● Input material:
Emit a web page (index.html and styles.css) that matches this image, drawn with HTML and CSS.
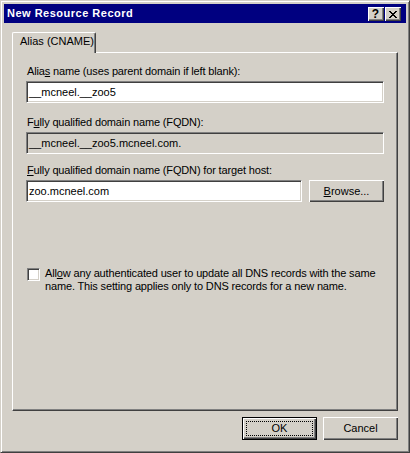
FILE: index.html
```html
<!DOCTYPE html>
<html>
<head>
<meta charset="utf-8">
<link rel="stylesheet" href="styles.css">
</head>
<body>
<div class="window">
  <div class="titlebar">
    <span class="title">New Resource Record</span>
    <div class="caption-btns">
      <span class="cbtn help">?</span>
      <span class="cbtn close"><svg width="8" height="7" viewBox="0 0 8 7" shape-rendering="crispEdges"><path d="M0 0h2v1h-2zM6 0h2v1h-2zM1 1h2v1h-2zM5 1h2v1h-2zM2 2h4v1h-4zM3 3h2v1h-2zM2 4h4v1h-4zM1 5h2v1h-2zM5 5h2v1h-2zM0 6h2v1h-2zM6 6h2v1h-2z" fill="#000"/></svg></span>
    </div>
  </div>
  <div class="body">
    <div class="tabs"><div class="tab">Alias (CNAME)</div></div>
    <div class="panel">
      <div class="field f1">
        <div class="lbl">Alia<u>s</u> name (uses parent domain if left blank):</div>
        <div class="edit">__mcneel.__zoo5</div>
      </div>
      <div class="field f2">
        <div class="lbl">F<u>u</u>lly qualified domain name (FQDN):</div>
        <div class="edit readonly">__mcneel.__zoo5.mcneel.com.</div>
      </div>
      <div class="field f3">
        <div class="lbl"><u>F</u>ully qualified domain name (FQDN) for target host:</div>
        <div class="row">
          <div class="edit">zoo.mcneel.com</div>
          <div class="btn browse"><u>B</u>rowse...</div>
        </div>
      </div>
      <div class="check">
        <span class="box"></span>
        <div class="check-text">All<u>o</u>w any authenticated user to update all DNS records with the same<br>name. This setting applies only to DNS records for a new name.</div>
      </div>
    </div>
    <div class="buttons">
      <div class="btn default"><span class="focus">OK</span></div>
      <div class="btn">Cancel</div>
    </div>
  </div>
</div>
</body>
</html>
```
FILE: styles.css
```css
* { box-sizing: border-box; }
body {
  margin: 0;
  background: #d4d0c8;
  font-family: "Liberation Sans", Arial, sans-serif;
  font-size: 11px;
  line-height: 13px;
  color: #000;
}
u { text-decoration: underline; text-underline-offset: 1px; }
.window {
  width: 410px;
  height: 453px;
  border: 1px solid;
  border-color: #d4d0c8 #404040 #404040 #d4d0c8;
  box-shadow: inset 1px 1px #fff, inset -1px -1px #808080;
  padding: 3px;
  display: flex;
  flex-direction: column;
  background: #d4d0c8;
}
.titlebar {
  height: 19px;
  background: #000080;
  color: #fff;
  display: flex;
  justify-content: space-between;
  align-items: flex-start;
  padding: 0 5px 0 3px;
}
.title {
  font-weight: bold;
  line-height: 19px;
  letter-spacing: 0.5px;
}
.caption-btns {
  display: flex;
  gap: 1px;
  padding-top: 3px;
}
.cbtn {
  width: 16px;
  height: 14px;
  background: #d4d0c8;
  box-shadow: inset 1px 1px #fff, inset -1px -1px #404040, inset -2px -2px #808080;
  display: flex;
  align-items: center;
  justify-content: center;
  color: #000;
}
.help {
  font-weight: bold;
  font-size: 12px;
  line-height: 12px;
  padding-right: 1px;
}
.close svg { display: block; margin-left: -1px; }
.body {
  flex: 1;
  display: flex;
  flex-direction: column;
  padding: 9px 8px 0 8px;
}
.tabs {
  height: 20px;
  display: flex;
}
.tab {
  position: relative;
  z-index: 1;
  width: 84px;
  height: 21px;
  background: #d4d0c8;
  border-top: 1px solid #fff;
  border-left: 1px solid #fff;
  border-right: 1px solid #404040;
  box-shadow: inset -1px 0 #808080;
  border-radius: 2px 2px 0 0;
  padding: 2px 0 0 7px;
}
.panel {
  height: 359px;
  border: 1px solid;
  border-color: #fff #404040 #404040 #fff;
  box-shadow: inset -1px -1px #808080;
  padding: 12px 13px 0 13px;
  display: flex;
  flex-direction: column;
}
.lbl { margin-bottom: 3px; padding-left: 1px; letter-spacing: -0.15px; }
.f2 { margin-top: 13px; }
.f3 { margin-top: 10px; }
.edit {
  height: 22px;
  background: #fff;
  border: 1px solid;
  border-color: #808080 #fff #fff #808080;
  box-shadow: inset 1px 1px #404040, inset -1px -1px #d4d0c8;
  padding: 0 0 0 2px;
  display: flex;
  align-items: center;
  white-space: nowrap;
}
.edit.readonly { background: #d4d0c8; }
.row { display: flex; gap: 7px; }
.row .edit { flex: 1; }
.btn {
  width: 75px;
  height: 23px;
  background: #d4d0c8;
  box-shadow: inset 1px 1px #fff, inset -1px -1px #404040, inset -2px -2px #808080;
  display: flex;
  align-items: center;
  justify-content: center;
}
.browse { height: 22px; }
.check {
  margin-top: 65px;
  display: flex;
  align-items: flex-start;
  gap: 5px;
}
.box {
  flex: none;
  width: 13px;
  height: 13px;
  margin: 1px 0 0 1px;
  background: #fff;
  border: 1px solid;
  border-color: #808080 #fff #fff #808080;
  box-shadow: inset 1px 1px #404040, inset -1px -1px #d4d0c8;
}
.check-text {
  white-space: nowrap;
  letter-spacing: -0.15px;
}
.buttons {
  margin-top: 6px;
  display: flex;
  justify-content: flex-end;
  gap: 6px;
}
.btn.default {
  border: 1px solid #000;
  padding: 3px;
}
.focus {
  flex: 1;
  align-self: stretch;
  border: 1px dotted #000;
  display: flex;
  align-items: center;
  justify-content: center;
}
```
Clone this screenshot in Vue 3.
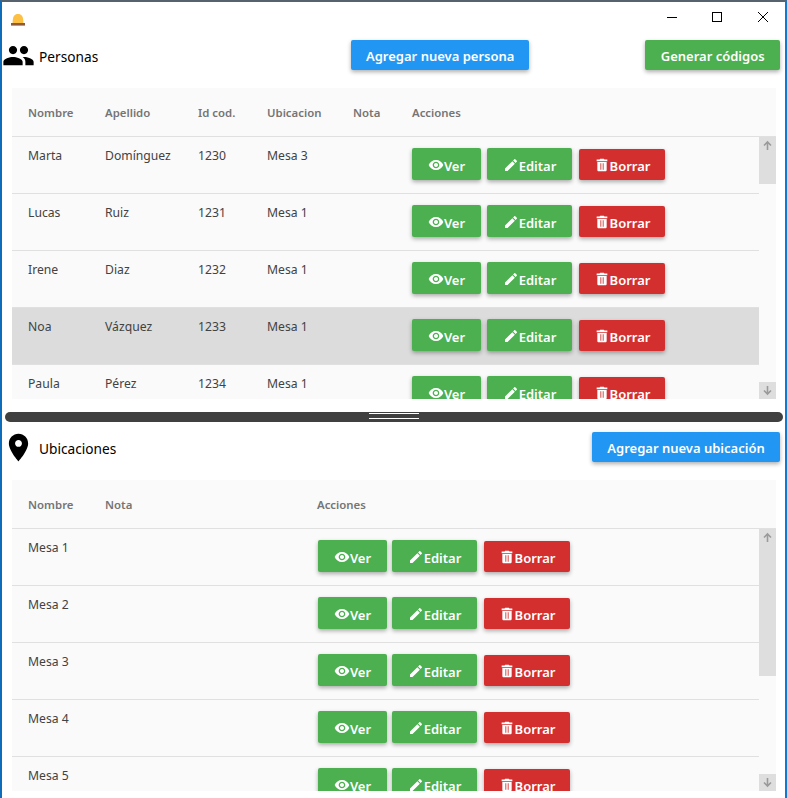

● Exercise task: Which lines of the material contain the string "styles"? List each of them.

● The answer:
Emit a web page (index.html and styles.css) that matches this image, drawn with HTML and CSS.
<link rel="stylesheet" href="styles.css">
FILE: styles.css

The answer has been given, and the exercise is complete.